The county general election results could have a ripple effect on the Memphis City Council.
As many as three council seats could be vacated with council members Edmund Ford Jr., Bill Morrison and Janis Fullilove running as the Democratic nominees for County Commission District 9, Probate Court Clerk and Juvenile Court Clerk, respectively.
Voters on the August ballot will elect a council member for Super District 9 following the May resignation of council member Philip Spinosa, who took a job with the Greater Memphis Chamber. The winner serves the remainder of Spinosa’s term to the end of 2019.
In the primaries for three of Shelby County’s five state Senate seats, the August vote count in the Democratic primary for District 33 will determine whether incumbent Reginald Tate returns to Nashville or is replaced by challenger Katrina Robinson. No one is running in the companion Republican primary.
In the primaries for the 14 state House seats in the Shelby County delegation to Nashville, Democrats Joe Towns, Karen Camper and Larry Miller won re-election at the filing deadline because they had no opposition.
The winners of six other House seats will be determined by who wins the Democratic primaries on the ballot. That includes the new face to be elected in state House District 86 where Democratic incumbent Raumesh Akbari is running in the primary for state Senate District 29, the seat Democrat Lee Harris is giving up to run for county mayor.
The recent death of District 99 Republican incumbent Ron Lollar means Republican leaders will nominate a successor by party convention to face Democrat Dave Cambron on the November ballot.
Democrats, who reorganized the Shelby County party last year after the state Democratic Party abolished the charter of the party in 2016, fielded candidates in each of the 13 county commission primaries, all 14 state House primaries and all three state Senate primaries.
The strategy is a new one for the party. Both local parties have historically not fielded candidates in districts that heavily favor the other party.
Republicans have no nominees running in nine of the Republican primaries for the 14 state House seats in Shelby County.
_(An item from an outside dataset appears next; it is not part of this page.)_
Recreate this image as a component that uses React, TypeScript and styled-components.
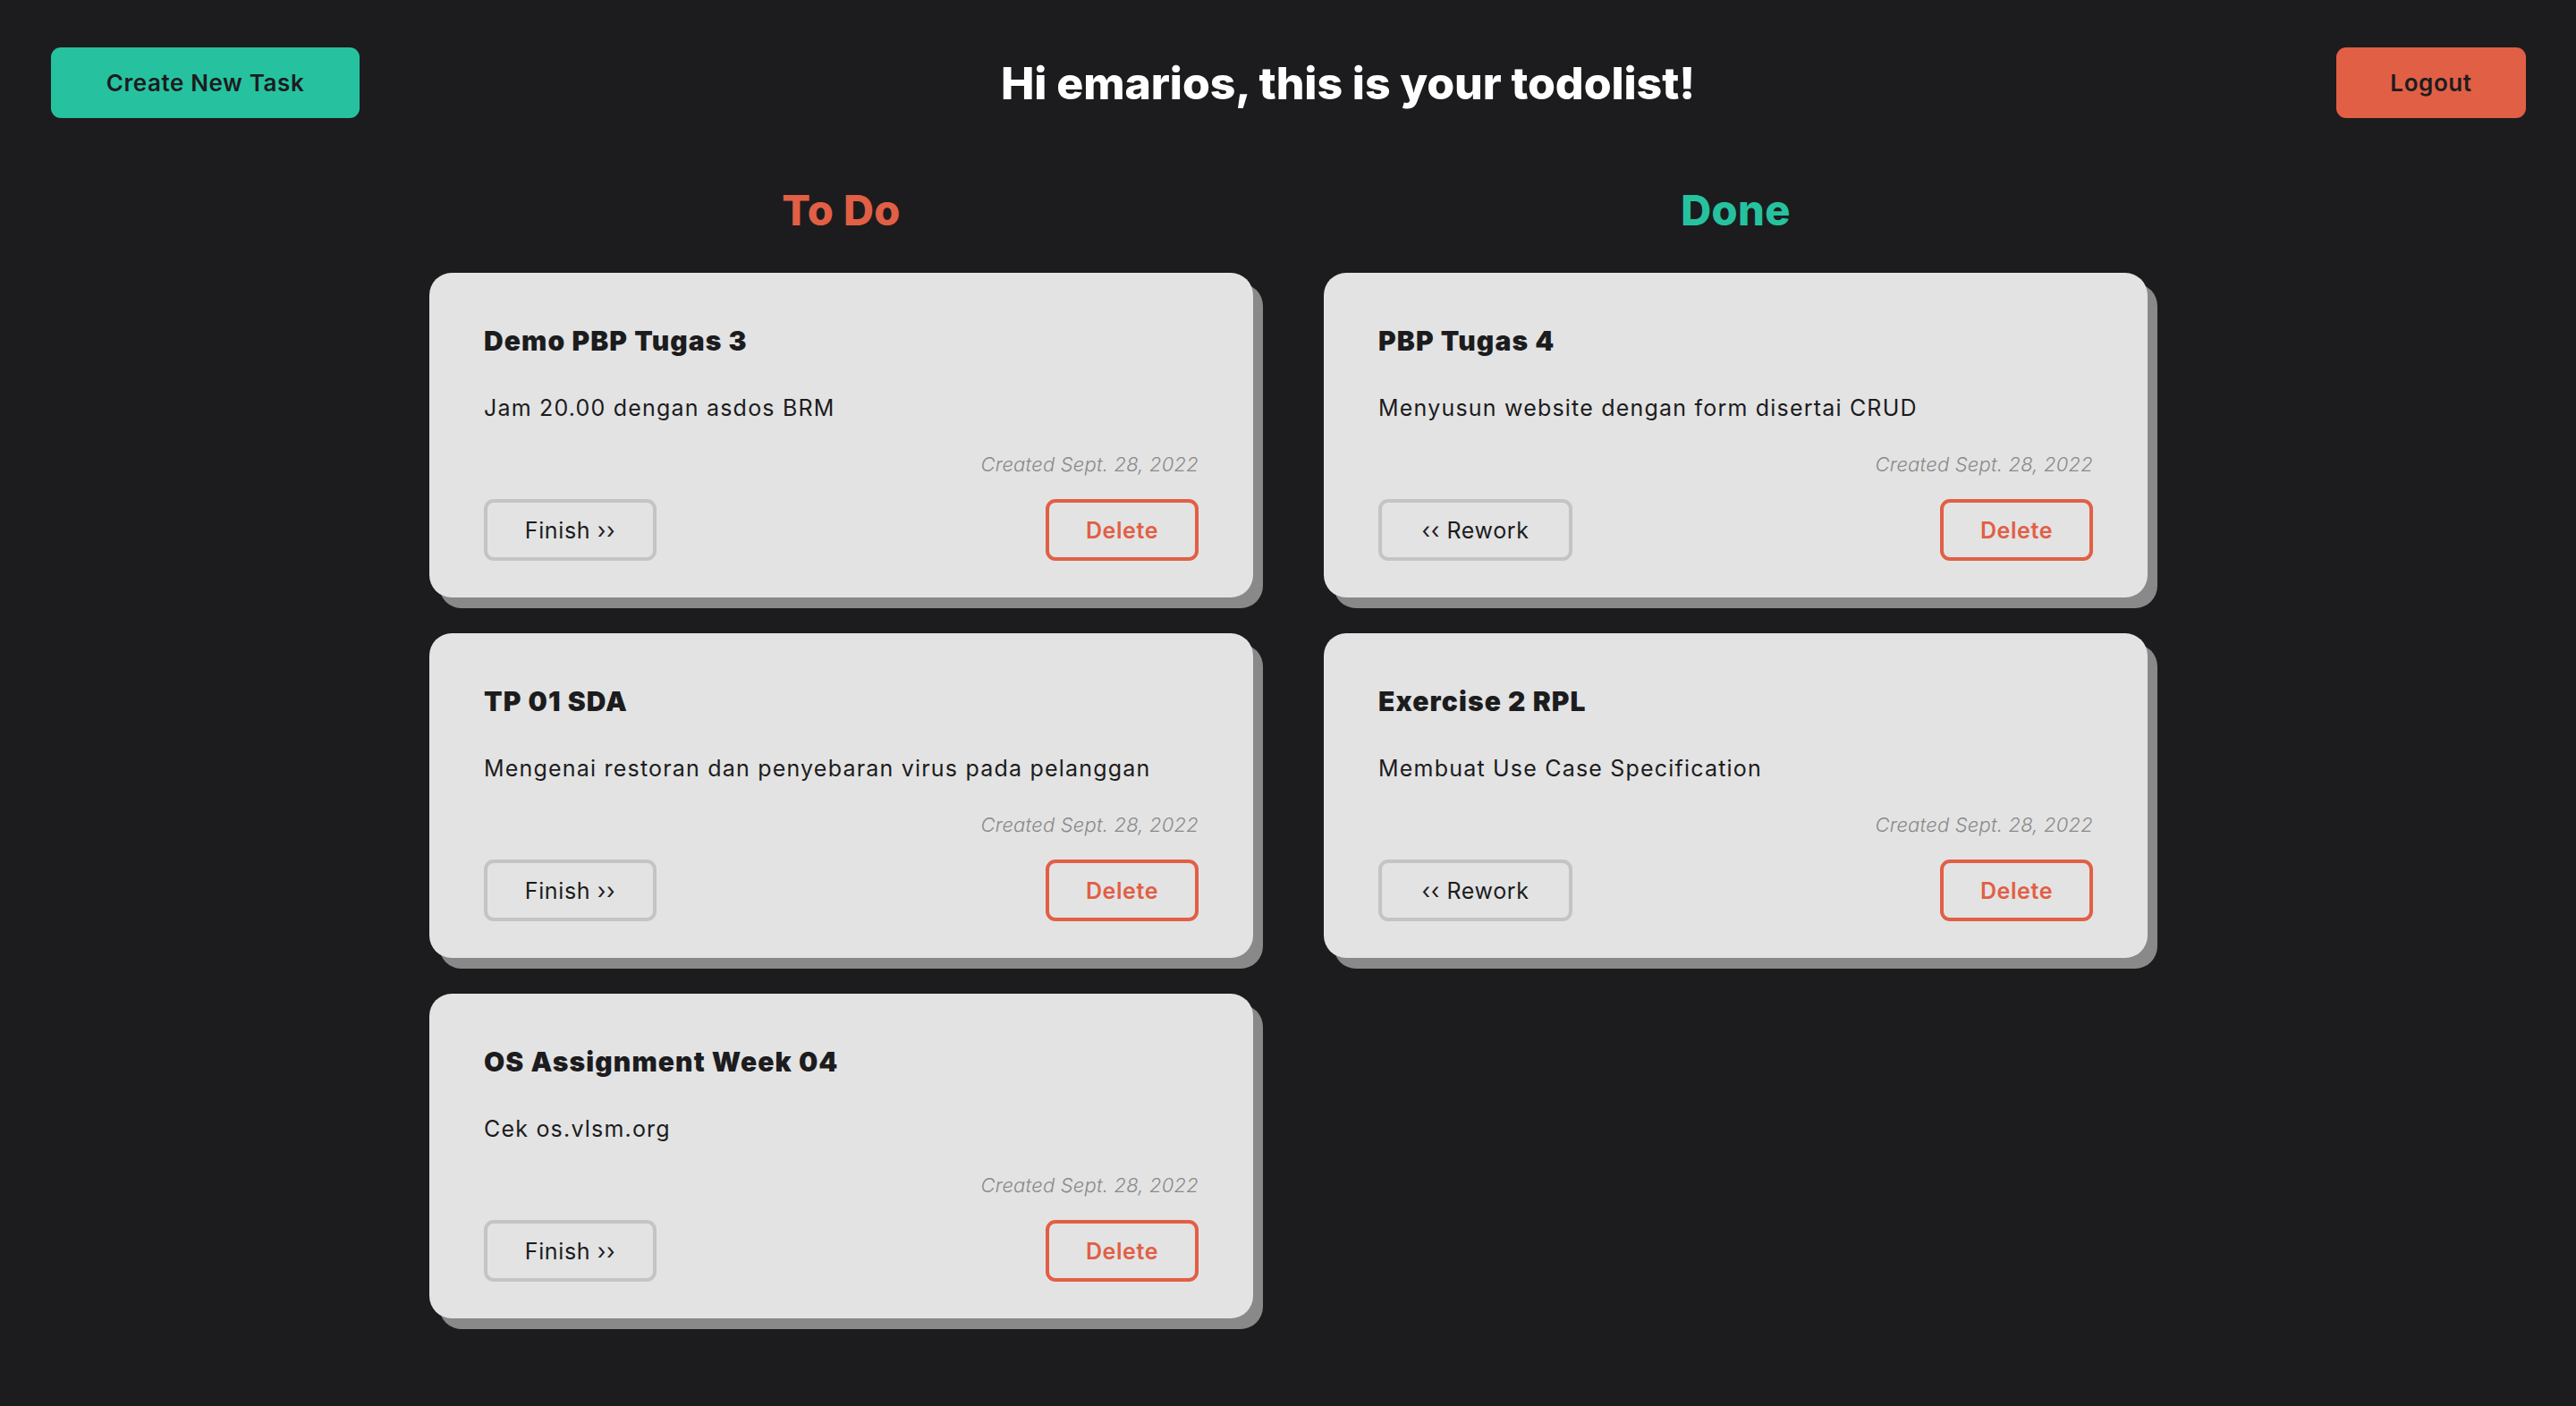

Local Democrats and the Memphis branch NAACP took the election commission to court over the commission’s June decision to add five early-voting locations – three in predominantly Republican areas – and make Agricenter International the only site for early voting in the first four days of the early voting.
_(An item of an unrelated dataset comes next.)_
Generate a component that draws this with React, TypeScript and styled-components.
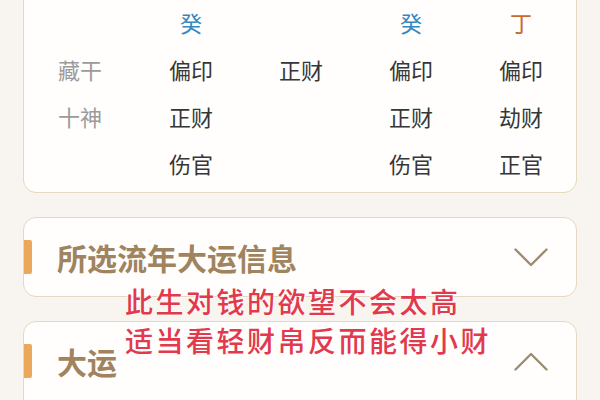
import styled, { createGlobalStyle } from "styled-components";

const GlobalStyle = createGlobalStyle`
  html, body {
    margin: 0;
    padding: 0;
    background: #f8f4ef;
    overflow: hidden;
  }
  body {
    font-family: "Noto Sans CJK SC", "Noto Sans", sans-serif;
  }
`;

type Tone = "label" | "text" | "water" | "fire";

const toneColor: Record<Tone, string> = {
  label: "#9b9b9b",
  text: "#363636",
  water: "#3387bf",
  fire: "#c76a2f",
};

const rows: { label: string; cells: { text: string; tone?: Tone }[] }[] = [
  {
    label: "",
    cells: [
      { text: "癸", tone: "water" },
      { text: "" },
      { text: "癸", tone: "water" },
      { text: "丁", tone: "fire" },
    ],
  },
  {
    label: "藏干",
    cells: [{ text: "偏印" }, { text: "正财" }, { text: "偏印" }, { text: "偏印" }],
  },
  {
    label: "十神",
    cells: [{ text: "正财" }, { text: "" }, { text: "正财" }, { text: "劫财" }],
  },
  {
    label: "",
    cells: [{ text: "伤官" }, { text: "" }, { text: "伤官" }, { text: "正官" }],
  },
];

const App: React.FC = () => {
  return (
    <>
      <GlobalStyle />
      <StyledPage>
        <StyledPillarCard>
          <StyledGrid>
            {rows.map((row, i) => (
              <StyledRow key={i}>
                <StyledCell tone="label">{row.label}</StyledCell>
                {row.cells.map((cell, j) => (
                  <StyledCell key={j} tone={cell.tone ?? "text"}>
                    {cell.text}
                  </StyledCell>
                ))}
              </StyledRow>
            ))}
          </StyledGrid>
        </StyledPillarCard>

        <StyledSection>
          <StyledHeader>
            <StyledMark />
            <StyledTitle>所选流年大运信息</StyledTitle>
            <Chevron up={false} />
          </StyledHeader>
        </StyledSection>

        <StyledSection tall>
          <StyledHeader>
            <StyledMark />
            <StyledTitle>大运</StyledTitle>
            <Chevron up />
          </StyledHeader>
        </StyledSection>
      </StyledPage>

      <StyledCaption>
        <span>此生对钱的欲望不会太高</span>
        <span>适当看轻财帛反而能得小财</span>
      </StyledCaption>
    </>
  );
};

const Chevron: React.FC<{ up: boolean }> = ({ up }) => (
  <StyledChevron width="34" height="19" viewBox="0 0 34 19">
    <polyline
      points={up ? "1.5,17.5 17,2 32.5,17.5" : "1.5,1.5 17,17 32.5,1.5"}
      fill="none"
      stroke="#9d8c74"
      strokeWidth="2.4"
      strokeLinecap="round"
      strokeLinejoin="round"
    />
  </StyledChevron>
);

const StyledPage = styled.div`
  position: relative;
  padding: 0 23px;
  display: flex;
  flex-direction: column;
  gap: 24px;
`;

const StyledPillarCard = styled.div`
  margin-top: -2px;
  background: #fffefd;
  border: 1px solid #e6d7c0;
  border-radius: 0 0 13px 13px;
  padding-bottom: 5px;
`;

const StyledGrid = styled.div`
  display: flex;
  flex-direction: column;
`;

const StyledRow = styled.div`
  display: grid;
  grid-template-columns: 112px repeat(4, 110px);
  height: 47px;
  align-items: center;
`;

const StyledCell = styled.div<{ tone: Tone }>`
  text-align: center;
  font-size: 22px;
  line-height: 47px;
  color: ${({ tone }) => toneColor[tone]};
`;

const StyledSection = styled.div<{ tall?: boolean }>`
  background: #fffefd;
  border: 1px solid #e6d7c0;
  border-radius: 13px;
  box-sizing: border-box;
  height: ${({ tall }) => (tall ? "260px" : "80px")};
`;

const StyledHeader = styled.div`
  height: 78px;
  display: flex;
  align-items: center;
  padding-right: 28px;
`;

const StyledMark = styled.div`
  width: 8px;
  height: 34px;
  background: #eba85b;
  border-radius: 0 2px 2px 0;
`;

const StyledTitle = styled.div`
  flex: 1;
  margin-left: 25px;
  font-size: 30px;
  font-weight: 700;
  color: #a0845f;
  line-height: 1;
`;

const StyledChevron = styled.svg`
  display: block;
`;

const StyledCaption = styled.div`
  position: absolute;
  top: 282px;
  left: 125px;
  display: flex;
  flex-direction: column;
  font-size: 28px;
  font-weight: 500;
  letter-spacing: 2.5px;
  line-height: 39px;
  color: #e2394c;
  white-space: nowrap;
  text-shadow: 0 0 2px #fff, 0 0 2px #fff, 0 0 3px #fff;
`;

export default App;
The commission then amended the plan days later to remove Agricenter as the only voting location at the outset and instead has Republican commissioners pick one site and Democratic commissioners pick another. They also added election commission offices at Shelby Farms, four miles from Agricenter.
The lawsuit claimed both plans would suppress Democratic turnout and Chancellor Jenkins agreed in a Monday ruling that added two other early-voting sites to open Friday with the other three and moved up the opening of the remaining 22 sites to Monday July 16.
The next day, before Jenkins signed the court order, election commission officials said they could not open all 27 sites by Monday. Jenkins amended that order to require all sites be opened on Tuesday.